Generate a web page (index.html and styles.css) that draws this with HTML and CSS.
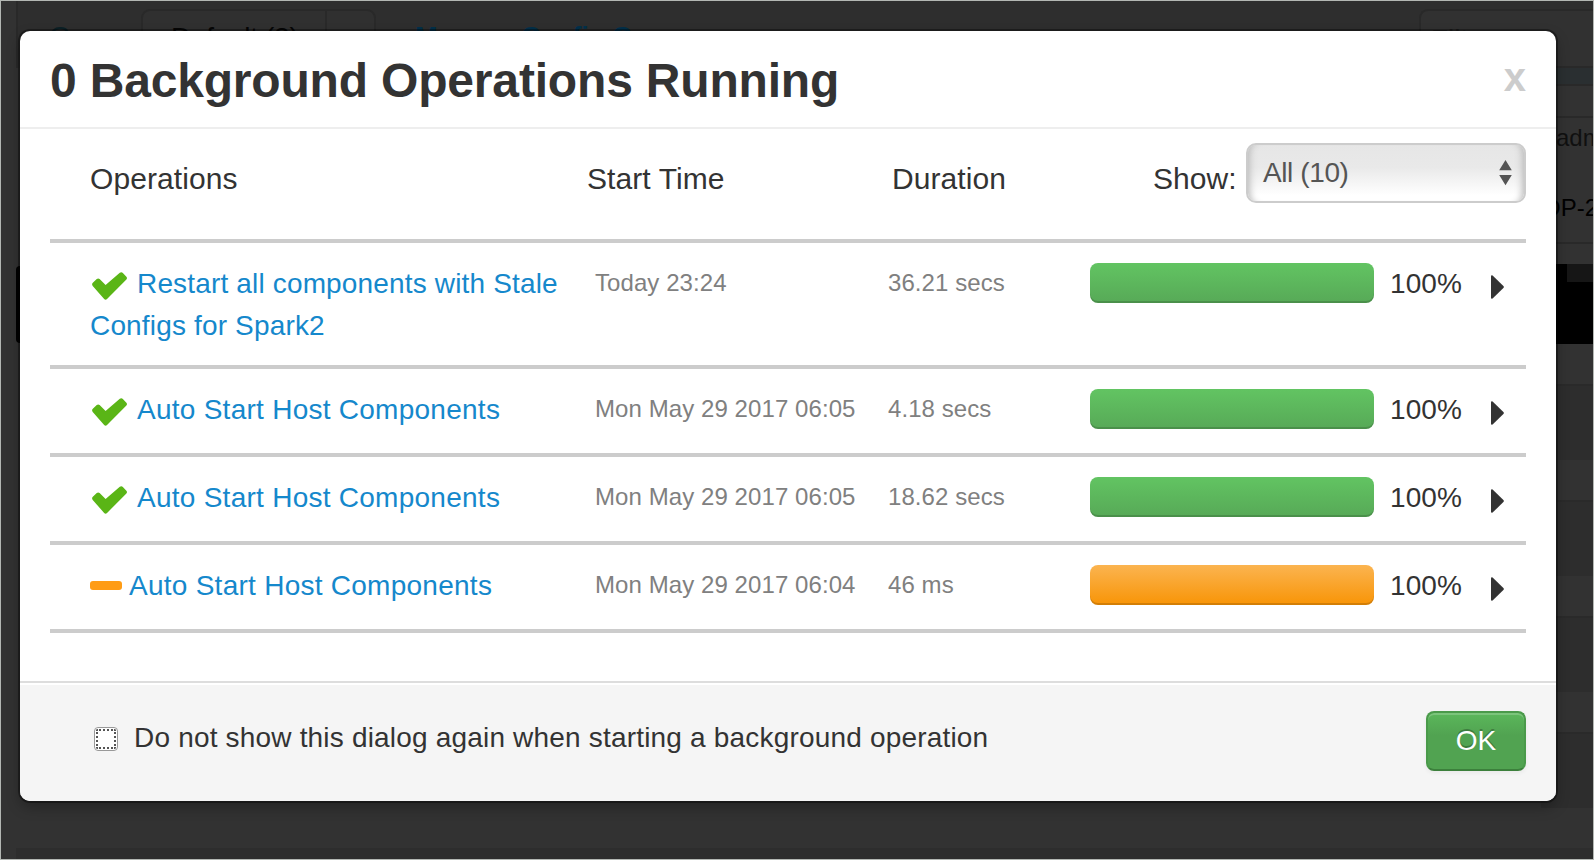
FILE: index.html
```html
<!DOCTYPE html>
<html lang="en">
<head>
<meta charset="utf-8">
<title>Background Operations</title>
<link rel="stylesheet" href="styles.css">
</head>
<body>
<svg class="defs" width="0" height="0">
  <symbol id="check" viewBox="0 0 34 27"><path d="M.8 10.4 4.6 6.8Q6 5.6 7.4 6.8L13.2 12.6 27 .6Q28.6-.4 30 .8L33.4 4.4Q34.6 5.8 33.4 7.2L14.6 26.1Q13.2 27.4 11.8 26.1L.7 13.4Q-.6 11.8.8 10.4Z" fill="#5ab516"/></symbol>
  <symbol id="caret" viewBox="0 0 13 24"><path d="M0 1.2Q0 0 1.6.4L12.4 11Q13.4 12 12.4 13L1.6 23.6Q0 24 0 22.8Z" fill="#333"/></symbol>
</svg>
<div class="page">
  <div class="toolbar">
    <span class="group">Group</span>
    <div class="picker"><span class="picker-name">Default (2)</span><span class="picker-toggle"></span></div>
    <span class="manage">Manage Config Groups</span>
    <span class="filter">Filter...</span>
  </div>
  <div class="side">
    <div class="side-band"></div>
    <div class="side-head"></div>
    <div class="side-info"><span>adm</span><b>HDP-2</b></div>
    <div class="side-gap"></div>
    <div class="side-black"><div class="side-tab"></div></div>
    <div class="stripe"></div><div class="stripe dark"></div>
    <div class="stripe"></div><div class="stripe dark"></div>
    <div class="stripe"></div><div class="stripe dark"></div>
    <div class="stripe"></div><div class="stripe dark"></div>
  </div>
  <div class="bottom"></div>
</div>
<div class="left-edge"></div>

<div class="modal">
  <div class="modal-header">
    <h3>0 Background Operations Running</h3>
    <span class="close">x</span>
  </div>
  <div class="modal-body">
    <div class="cols">
      <span>Operations</span><span>Start Time</span><span>Duration</span>
      <span>Show:</span>
      <div class="select"><span>All (10)</span>
        <svg width="13" height="26" viewBox="0 0 13 26"><path d="M6.5 0 12.8 10.3H.2ZM.2 15H12.8L6.5 25.3Z" fill="#555"/></svg>
      </div>
    </div>
    <div class="row tall">
      <div class="name"><svg class="check"><use href="#check"/></svg>Restart all components with Stale<br>Configs for Spark2</div>
      <div class="time">Today 23:24</div><div class="time">36.21 secs</div>
      <div class="bar"></div><div class="pct">100%</div><svg class="caret"><use href="#caret"/></svg>
    </div>
    <div class="row">
      <div class="name auto"><svg class="check"><use href="#check"/></svg>Auto Start Host Components</div>
      <div class="time">Mon May 29 2017 06:05</div><div class="time">4.18 secs</div>
      <div class="bar"></div><div class="pct">100%</div><svg class="caret"><use href="#caret"/></svg>
    </div>
    <div class="row">
      <div class="name auto"><svg class="check"><use href="#check"/></svg>Auto Start Host Components</div>
      <div class="time">Mon May 29 2017 06:05</div><div class="time">18.62 secs</div>
      <div class="bar"></div><div class="pct">100%</div><svg class="caret"><use href="#caret"/></svg>
    </div>
    <div class="row">
      <div class="name auto"><i class="minus"></i>Auto Start Host Components</div>
      <div class="time">Mon May 29 2017 06:04</div><div class="time">46 ms</div>
      <div class="bar warn"></div><div class="pct">100%</div><svg class="caret"><use href="#caret"/></svg>
    </div>
  </div>
  <div class="modal-footer">
    <span class="checkbox"></span>
    <span class="label">Do not show this dialog again when starting a background operation</span>
    <span class="ok">OK</span>
  </div>
</div>
</body>
</html>
```
FILE: styles.css
```css
* { box-sizing: border-box; }
body {
  margin: 0;
  width: 1594px;
  height: 860px;
  overflow: hidden;
  position: relative;
  font-family: "Liberation Sans", Arial, sans-serif;
  font-size: 28px;
  color: #333;
}
.defs { position: absolute; }

/* dimmed page behind the dialog */
.page {
  width: 1594px;
  height: 860px;
  border: 1px solid #b3b7b3;
  background: #323232;
  display: flex;
  flex-direction: column;
  overflow: hidden;
  line-height: 1;
}
.toolbar {
  flex: none;
  height: 67px;
  margin-left: 15px;
  padding: 8px 0 0 31px;
  display: flex;
  background: #2e2e2e;
  border-left: 2px solid #292929;
}
.toolbar > * { flex: none; }
.group { width: 92px; padding-top: 14px; color: #0b2026; }
.picker { display: flex; width: 235px; border: 2px solid #292929; border-radius: 9px; background: #303030; color: #060606; }
.picker-name { width: 184px; padding: 13px 0 0 28px; border-right: 2px solid #292929; white-space: nowrap; letter-spacing: -.3px; }
.manage { width: 1043px; padding: 15px 0 0 39px; color: #02304a; font-weight: bold; font-size: 27px; letter-spacing: -.3px; }
.filter { width: 174px; padding: 15px 0 0 10px; background: #313131; border: 2px solid #292929; border-right: 0; border-radius: 9px 0 0 0; color: #202020; }
.side { flex: none; margin-left: 1540px; height: 741px; display: flex; flex-direction: column; overflow: hidden; }
.side > div { flex: none; }
.side-band { height: 18px; background: #2a2f31; border-bottom: 2px solid #292929; }
.side-head { height: 32px; border-bottom: 2px solid #292929; }
.side-info { height: 126px; padding: 8px 0 0 15px; border-bottom: 2px solid #292929; font-size: 24px; white-space: nowrap; color: #101010; }
.side-info span { display: block; height: 70px; }
.side-info b { display: block; margin-left: -30px; font-weight: normal; color: #000; }
.side-gap { height: 20px; }
.side-black { height: 80px; background: #000; }
.side-tab { height: 18px; margin-left: 26px; background: #161616; }
.stripe { height: 40px; background: #323232; }
.stripe.dark { height: 76px; background: #2d2d2d; border-top: 2px solid #2a2a2a; }
.bottom { flex: none; margin: 39px 0 0 15px; height: 12px; background: #2d2d2d; }
/* selected tab showing past the dialog's left side */
.left-edge { position: absolute; left: 16px; top: 266px; width: 8px; height: 77px; border-radius: 4px 0 0 4px; background: #000; }

.modal {
  position: absolute;
  left: 20px;
  top: 31px;
  width: 1536px;
  height: 770px;
  border-radius: 10px;
  background: #fff;
  box-shadow: 0 0 0 2px rgba(0, 0, 0, .36), 0 6px 14px rgba(0, 0, 0, .3);
  display: flex;
  flex-direction: column;
}
.modal-header {
  height: 98px;
  padding: 0 30px;
  border-bottom: 2px solid #eee;
  display: flex;
  justify-content: space-between;
}
h3 { margin: 0; padding-top: 20px; font-size: 48px; line-height: 60px; letter-spacing: -.18px; }
.close { padding-top: 26px; font-weight: bold; font-size: 40px; line-height: 40px; color: #ccc; }
.modal-body { flex: 1; padding: 14px 30px 0; }
.cols {
  height: 100px;
  display: grid;
  grid-template-columns: 497px 305px 261px 93px 280px;
  padding-left: 40px;
  border-bottom: 4px solid #ccc;
  font-size: 30px;
  line-height: 36px;
  letter-spacing: .08px;
}
.cols > span { padding-top: 18px; }
.select {
  height: 60px;
  border: 2px solid #ccc;
  border-radius: 10px;
  padding: 0 12px 0 15px;
  display: flex;
  align-items: center;
  justify-content: space-between;
  color: #555;
  font-size: 28px;
  letter-spacing: -.4px;
  background: linear-gradient(#e6e6e6 0, #e9e9e9 40%, #fff 90%);
  box-shadow: inset 9px 0 7px -7px #bbb, inset -9px 0 7px -7px #bbb;
}
.row {
  height: 88px;
  padding: 20px 0 0 40px;
  border-bottom: 4px solid #ccc;
  display: grid;
  grid-template-columns: 505px 293px 202px 300px 101px 13px;
  align-items: start;
}
.row.tall { height: 126px; }
.name { color: #1588cc; line-height: 42px; letter-spacing: .16px; white-space: nowrap; }
.name.auto { letter-spacing: .26px; }
.check { width: 35px; height: 28px; margin: 0 10px 0 2px; vertical-align: -7px; }
.minus { display: inline-block; width: 32px; height: 9px; margin-right: 7px; border-radius: 3px; background: #ff9c15; vertical-align: 5px; }
.time { font-size: 24px; line-height: 40px; color: #808080; letter-spacing: .08px; }
.bar {
  width: 284px;
  height: 40px;
  border-radius: 8px;
  background: linear-gradient(#62c462, #57a957);
  box-shadow: inset 0 -2px 0 rgba(0, 0, 0, .15);
}
.bar.warn { background: linear-gradient(#fbb450, #f89406); }
.pct { line-height: 41px; letter-spacing: .1px; }
.caret { width: 13px; height: 24px; margin-top: 12px; }
.modal-footer {
  height: 120px;
  border-top: 2px solid #ddd;
  border-radius: 0 0 10px 10px;
  background: #f5f5f5;
  box-shadow: inset 0 2px 0 #fff;
  padding: 28px 30px 0 74px;
  display: flex;
}
.checkbox {
  width: 24px;
  height: 24px;
  margin-top: 16px;
  border: 1px solid #999;
  border-radius: 4px;
  background: #fff;
  outline: 2px dotted #555;
  outline-offset: -4px;
}
.label { flex: 1; padding-left: 16px; line-height: 54px; letter-spacing: .185px; }
.ok {
  width: 100px;
  height: 60px;
  border: 2px solid #4a9a4a;
  border-bottom-color: #3c803c;
  border-radius: 8px;
  background: linear-gradient(#5bb75b, #51a351 40%);
  box-shadow: inset 0 2px 0 rgba(255, 255, 255, .2), 0 2px 4px rgba(0, 0, 0, .05);
  color: #fff;
  text-align: center;
  line-height: 56px;
  text-shadow: 0 -2px 0 rgba(0, 0, 0, .25);
}
```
......
◆ Required work ◆
Identify and copy all lines with the word "index".

◆ Final result ◆
Generate a web page (index.html and styles.css) that draws this with HTML and CSS.
FILE: index.html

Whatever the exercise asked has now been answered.